Task details. Word for word, transcribe the lines below and drop the pictures.

* Begin *

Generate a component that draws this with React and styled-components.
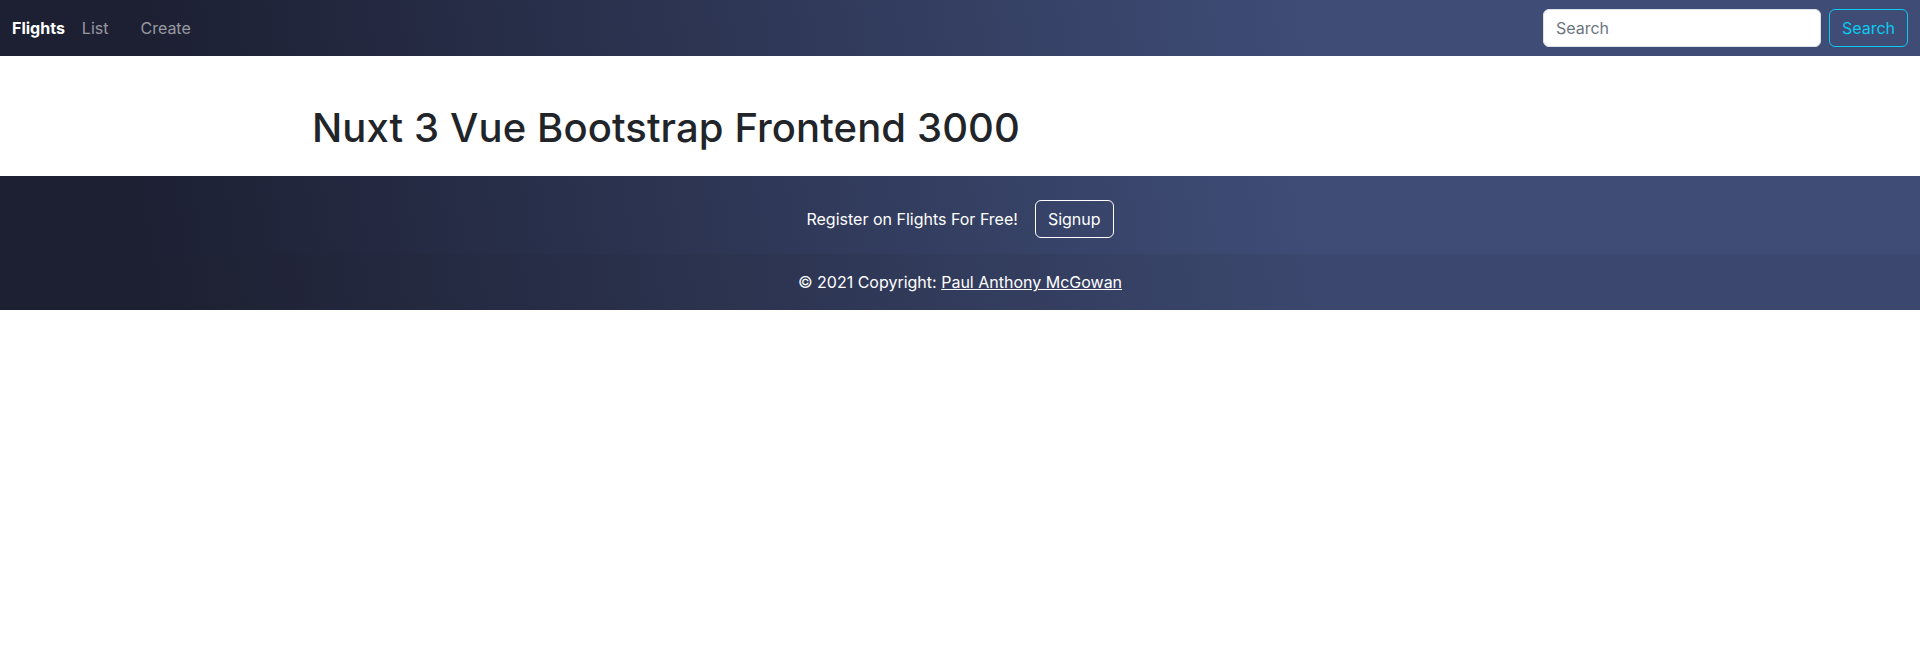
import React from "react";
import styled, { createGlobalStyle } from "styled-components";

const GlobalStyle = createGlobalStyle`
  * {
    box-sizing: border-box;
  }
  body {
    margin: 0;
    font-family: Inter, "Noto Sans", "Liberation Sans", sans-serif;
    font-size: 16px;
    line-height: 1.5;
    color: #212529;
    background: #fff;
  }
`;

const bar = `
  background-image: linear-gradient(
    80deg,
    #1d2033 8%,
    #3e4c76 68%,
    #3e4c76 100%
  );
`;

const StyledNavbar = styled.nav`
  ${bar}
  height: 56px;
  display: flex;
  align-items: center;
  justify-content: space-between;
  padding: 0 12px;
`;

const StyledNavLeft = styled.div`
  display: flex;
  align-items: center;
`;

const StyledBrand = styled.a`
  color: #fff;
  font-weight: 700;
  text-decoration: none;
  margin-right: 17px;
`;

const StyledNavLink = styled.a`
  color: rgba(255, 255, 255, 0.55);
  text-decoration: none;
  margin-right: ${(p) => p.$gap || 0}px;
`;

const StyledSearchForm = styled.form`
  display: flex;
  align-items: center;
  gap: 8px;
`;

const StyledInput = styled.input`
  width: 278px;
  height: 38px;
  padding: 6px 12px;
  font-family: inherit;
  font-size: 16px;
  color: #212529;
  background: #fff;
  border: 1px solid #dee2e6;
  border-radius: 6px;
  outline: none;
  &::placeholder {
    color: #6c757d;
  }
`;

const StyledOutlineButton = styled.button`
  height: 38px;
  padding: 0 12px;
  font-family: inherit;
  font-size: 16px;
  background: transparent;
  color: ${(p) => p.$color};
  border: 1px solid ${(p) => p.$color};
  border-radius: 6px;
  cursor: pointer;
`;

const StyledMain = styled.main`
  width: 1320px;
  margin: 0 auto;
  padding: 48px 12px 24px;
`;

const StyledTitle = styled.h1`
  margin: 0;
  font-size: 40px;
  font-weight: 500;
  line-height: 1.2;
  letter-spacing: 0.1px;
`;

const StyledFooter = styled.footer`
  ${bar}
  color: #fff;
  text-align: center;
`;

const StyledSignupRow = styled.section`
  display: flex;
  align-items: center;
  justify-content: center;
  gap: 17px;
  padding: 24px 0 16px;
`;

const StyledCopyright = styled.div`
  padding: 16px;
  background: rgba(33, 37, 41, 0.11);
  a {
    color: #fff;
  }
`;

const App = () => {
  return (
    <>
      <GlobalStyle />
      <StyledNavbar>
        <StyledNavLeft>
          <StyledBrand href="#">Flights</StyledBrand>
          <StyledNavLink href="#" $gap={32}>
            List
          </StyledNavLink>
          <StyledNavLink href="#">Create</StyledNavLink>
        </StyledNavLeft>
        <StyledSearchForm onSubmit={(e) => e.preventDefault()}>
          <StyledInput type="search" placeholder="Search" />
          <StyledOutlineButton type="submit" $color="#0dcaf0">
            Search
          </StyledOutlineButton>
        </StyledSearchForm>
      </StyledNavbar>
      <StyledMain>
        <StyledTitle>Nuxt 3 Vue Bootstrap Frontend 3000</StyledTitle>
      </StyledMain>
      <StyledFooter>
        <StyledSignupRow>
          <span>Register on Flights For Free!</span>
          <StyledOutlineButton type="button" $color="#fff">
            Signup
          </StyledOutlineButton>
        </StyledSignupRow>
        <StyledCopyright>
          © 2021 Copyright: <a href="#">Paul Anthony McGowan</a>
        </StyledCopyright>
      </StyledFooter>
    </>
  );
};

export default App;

* End *

Answer for the task.
Generate a component that draws this with React and styled-components.
import React from "react";
import styled, { createGlobalStyle } from "styled-components";

const GlobalStyle = createGlobalStyle`
  * {
    box-sizing: border-box;
  }
  body {
    margin: 0;
    font-family: Inter, "Noto Sans", "Liberation Sans", sans-serif;
    font-size: 16px;
    line-height: 1.5;
    color: #212529;
    background: #fff;
  }
`;

const bar = `
  background-image: linear-gradient(
    80deg,
    #1d2033 8%,
    #3e4c76 68%,
    #3e4c76 100%
  );
`;

const StyledNavbar = styled.nav`
  ${bar}
  height: 56px;
  display: flex;
  align-items: center;
  justify-content: space-between;
  padding: 0 12px;
`;

const StyledNavLeft = styled.div`
  display: flex;
  align-items: center;
`;

const StyledBrand = styled.a`
  color: #fff;
  font-weight: 700;
  text-decoration: none;
  margin-right: 17px;
`;

const StyledNavLink = styled.a`
  color: rgba(255, 255, 255, 0.55);
  text-decoration: none;
  margin-right: ${(p) => p.$gap || 0}px;
`;

const StyledSearchForm = styled.form`
  display: flex;
  align-items: center;
  gap: 8px;
`;

const StyledInput = styled.input`
  width: 278px;
  height: 38px;
  padding: 6px 12px;
  font-family: inherit;
  font-size: 16px;
  color: #212529;
  background: #fff;
  border: 1px solid #dee2e6;
  border-radius: 6px;
  outline: none;
  &::placeholder {
    color: #6c757d;
  }
`;

const StyledOutlineButton = styled.button`
  height: 38px;
  padding: 0 12px;
  font-family: inherit;
  font-size: 16px;
  background: transparent;
  color: ${(p) => p.$color};
  border: 1px solid ${(p) => p.$color};
  border-radius: 6px;
  cursor: pointer;
`;

const StyledMain = styled.main`
  width: 1320px;
  margin: 0 auto;
  padding: 48px 12px 24px;
`;

const StyledTitle = styled.h1`
  margin: 0;
  font-size: 40px;
  font-weight: 500;
  line-height: 1.2;
  letter-spacing: 0.1px;
`;

const StyledFooter = styled.footer`
  ${bar}
  color: #fff;
  text-align: center;
`;

const StyledSignupRow = styled.section`
  display: flex;
  align-items: center;
  justify-content: center;
  gap: 17px;
  padding: 24px 0 16px;
`;

const StyledCopyright = styled.div`
  padding: 16px;
  background: rgba(33, 37, 41, 0.11);
  a {
    color: #fff;
  }
`;

const App = () => {
  return (
    <>
      <GlobalStyle />
      <StyledNavbar>
        <StyledNavLeft>
          <StyledBrand href="#">Flights</StyledBrand>
          <StyledNavLink href="#" $gap={32}>
            List
          </StyledNavLink>
          <StyledNavLink href="#">Create</StyledNavLink>
        </StyledNavLeft>
        <StyledSearchForm onSubmit={(e) => e.preventDefault()}>
          <StyledInput type="search" placeholder="Search" />
          <StyledOutlineButton type="submit" $color="#0dcaf0">
            Search
          </StyledOutlineButton>
        </StyledSearchForm>
      </StyledNavbar>
      <StyledMain>
        <StyledTitle>Nuxt 3 Vue Bootstrap Frontend 3000</StyledTitle>
      </StyledMain>
      <StyledFooter>
        <StyledSignupRow>
          <span>Register on Flights For Free!</span>
          <StyledOutlineButton type="button" $color="#fff">
            Signup
          </StyledOutlineButton>
        </StyledSignupRow>
        <StyledCopyright>
          © 2021 Copyright: <a href="#">Paul Anthony McGowan</a>
        </StyledCopyright>
      </StyledFooter>
    </>
  );
};

export default App;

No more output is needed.